* _Short task_
Check each line of the material below, and copy it if it holds the string "React".

___ Supplied material ___

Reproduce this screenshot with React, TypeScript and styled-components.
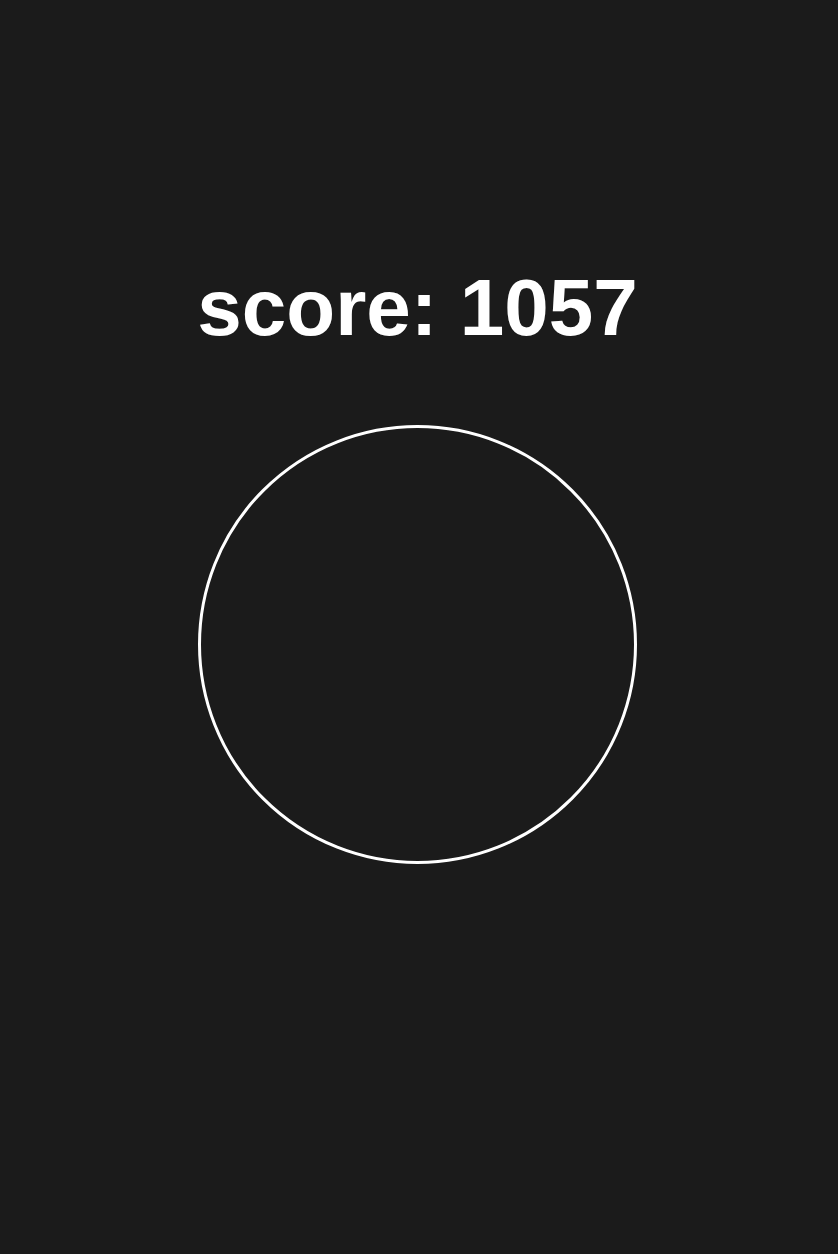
import React from "react";
import styled, { createGlobalStyle } from "styled-components";

const Global = createGlobalStyle`
  html, body { margin: 0; padding: 0; background: #1b1b1b; }
  body { font-family: "Liberation Sans", Arial, sans-serif; }
`;

const Page = styled.main`
  min-height: 1254px;
  display: flex;
  flex-direction: column;
  align-items: center;
  padding: 268px 3px 0 0;
  box-sizing: border-box;
`;

const Score = styled.h1`
  margin: 0;
  font-size: 80px;
  line-height: 80px;
  font-weight: 700;
  color: #ffffff;
  white-space: nowrap;
`;

const Ring = styled.div`
  margin-top: 77px;
  width: 439px;
  height: 439px;
  box-sizing: border-box;
  border: 3px solid #ffffff;
  border-radius: 50%;
`;

export default function App() {
  return (
    <>
      <Global />
      <Page>
        <Score>score: 1057</Score>
        <Ring />
      </Page>
    </>
  );
}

___

* _Output for this exercise_
Reproduce this screenshot with React, TypeScript and styled-components.
import React from "react";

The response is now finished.